Regarding the much-touted abuse veterans allegedly suffered at the hands of peace advocates as they returned from war, whether such abuse occurred and to what extent is at least controversial. In a well-researched book, Vietnam Veteran and Sociology Professor Jerry Lembcke, debunks the myth of veterans being spit upon by peace demonstrators as they return from Vietnam. Perhaps we all will be better served, most of all veterans, by focusing less on unsubstantiated claims and speculation and more on what is clear and certain, the indifference and gross negligence veterans suffered, and continue to suffer, at the hands of non activist, apathetic civilians, inept government officials, and an ineffective bureaucracy charged with the responsibility of providing for their care.

The Myth of Virtue in War

As a former officer of Marines in Vietnam, I can relate, at least emotionally, to the testimony of infantry company commander Vincent Okamoto extolling the merits of the soldiers under his command.

"Nineteen-year-old high school dropouts from the lowest socioeconomic rung of American society," he remembered. "They weren't going be rewarded for their service in Vietnam. And yet, their infinite patience, their loyalty to each other, their courage under fire, was just phenomenal. And you would ask yourself: How does America produce young men like this?"

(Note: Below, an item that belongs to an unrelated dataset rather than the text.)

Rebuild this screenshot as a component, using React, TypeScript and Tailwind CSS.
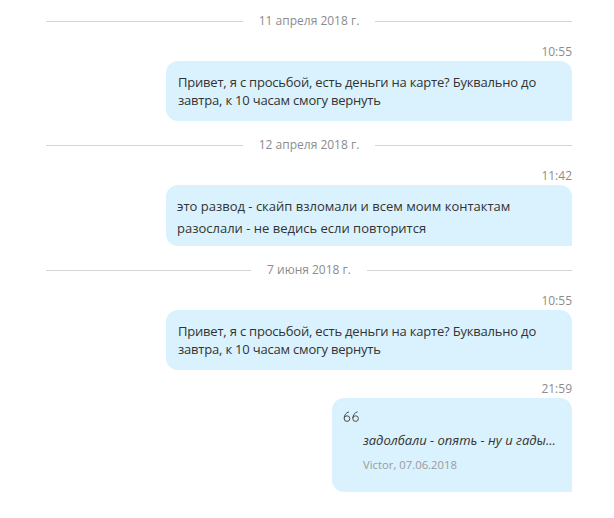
import type { ReactNode } from "react"

function DateDivider({ label }: { label: string }) {
    return (
        <div className="flex h-4 items-center gap-4">
            <div className="h-px flex-1 bg-[#d4d4d4]" />
            <span className="text-[12px] leading-4 text-[#8c8c8c]">{label}</span>
            <div className="h-px flex-1 bg-[#d4d4d4]" />
        </div>
    )
}

function Time({ value }: { value: string }) {
    return (
        <div className="text-right text-[12px] leading-4 text-[#8c8c8c]">{value}</div>
    )
}

function Bubble({ children, className = "" }: { children: ReactNode; className?: string }) {
    return (
        <div
            className={`ml-auto mt-px rounded-tl-[12px] rounded-tr-[12px] rounded-bl-[12px] bg-[#daf2fd] text-[#333333] ${className}`}
        >
            {children}
        </div>
    )
}

function QuoteMark() {
    return (
        <svg width="17" height="11" viewBox="0 0 17 11" fill="none" stroke="#4a4a4a" strokeWidth="1">
            <circle cx="4" cy="7.6" r="2.8" />
            <path d="M1.2 7.4C1.2 4.2 3 1.6 6 0.8" />
            <circle cx="12.6" cy="7.6" r="2.8" />
            <path d="M9.8 7.4C9.8 4.2 11.6 1.6 14.6 0.8" />
        </svg>
    )
}

export default function App() {
    return (
        <div
            className="min-h-[518px] w-[614px] bg-white pb-6 pl-[46px] pr-[42px] pt-[13px]"
            style={{ fontFamily: '"Open Sans", "Noto Sans", sans-serif' }}
        >
            <DateDivider label="11 апреля 2018 г." />

            <div className="mt-[15px]">
                <Time value="10:55" />
                <Bubble className="w-[406px] px-3 py-3 text-[13px] leading-[18px] tracking-[-0.2px]">
                    Привет, я с просьбой, есть деньги на карте? Буквально до
                    <br />
                    завтра, к 10 часам смогу вернуть
                </Bubble>
            </div>

            <div className="mt-4">
                <DateDivider label="12 апреля 2018 г." />
            </div>

            <div className="mt-[15px]">
                <Time value="11:42" />
                <Bubble className="w-[406px] px-[11px] pb-[7px] pt-[10px] text-[13px] leading-[22px]">
                    это развод - скайп взломали и всем моим контактам
                    <br />
                    разослали - не ведись если повторится
                </Bubble>
            </div>

            <div className="mt-4">
                <DateDivider label="7 июня 2018 г." />
            </div>

            <div className="mt-[15px]">
                <Time value="10:55" />
                <Bubble className="w-[406px] px-3 py-3 text-[13px] leading-[18px] tracking-[-0.2px]">
                    Привет, я с просьбой, есть деньги на карте? Буквально до
                    <br />
                    завтра, к 10 часам смогу вернуть
                </Bubble>
            </div>

            <div className="mt-[11px]">
                <Time value="21:59" />
                <Bubble className="w-[240px] pb-[19px] pl-[11px] pr-3 pt-[13px]">
                    <QuoteMark />
                    <div className="pl-5">
                        <div className="mt-2 text-[13px] italic leading-5 text-[#333333]">
                            задолбали - опять - ну и гады...
                        </div>
                        <div className="mt-[7px] text-[11.3px] leading-4 text-[#9a9a9a]">
                            Victor, 07.06.2018
                        </div>
                    </div>
                </Bubble>
            </div>
        </div>
    )
}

Intellectually, as a philosopher, I understand that the personal qualities exhibited by many soldiers in battle -- patience, loyalty to comrades, and courage under fire -- what has been termed the "martial" or "role specific" virtues may under very specific circumstances, be character traits to be admired but only in those whose goals and purposes are just and moral. As I noted in my earlier article anticipating the release of the documentary, it is reasonable to assume, I think, that the Nazis believed themselves to be honorably serving their Homeland and following orders, and the 9/11 attackers believed themselves to be the holy warriors of Islam, Jihadists; that both believed their cause to be just, and their actions a necessary and legitimate act of war. Consequently, at least from their perspectives and from the perspectives of others of their ilk, they acted nobly and with good intentions. I think it safe to say, however, that the patience, loyalty, and courage of a terrorist or Nazi for example, would not be considered virtues or character traits to be admired.

The answer to Mr. Okamoto's question, "How does America produce young men like this?" is clear. It has to do with the sophistication and effectiveness of the programming and operant conditioning techniques noted above to which young men and women are subjected to in Boot Camp/Basic Training to create warriors who will kill. Perhaps the more difficult and far more important question is why. Why would reasonable men and women (or parents allow their children to) unquestioningly surrender their bodies, minds, and souls to the war machine of the state, forfeit their humanity and every moral value they held sacred in their "previous" lives, and allow themselves to be conditioned to kill. The answer to this question is far more complicated, I think, and would itself require an article if not a book to answer.

Pride in Service

In watching the warriors struggle for their own and their comrades' survival during many horrible battles, I thought, as well, about the claim that veterans should be proud of their "service" in Vietnam. Though I can certainly understand the motivation for the claim, I fail to see actions during the war, at least in my own case, for which I should be proud. What service did I perform to warrant the gratitude of a nation and for which I have so often of late been thanked? Was it to participate in an unnecessary war based on lies and deceit? Should I be proud of following orders without question, rather than ashamed of my cowardice for "persevering" and continuing to fight and kill even after realizing the insanity, immorality, and futility of the enterprise? Should I be proud of becoming a proficient enough killer to ensure my survival and the survival of members of my unit? Or of the "body count" we amassed and the lush countryside we destroyed?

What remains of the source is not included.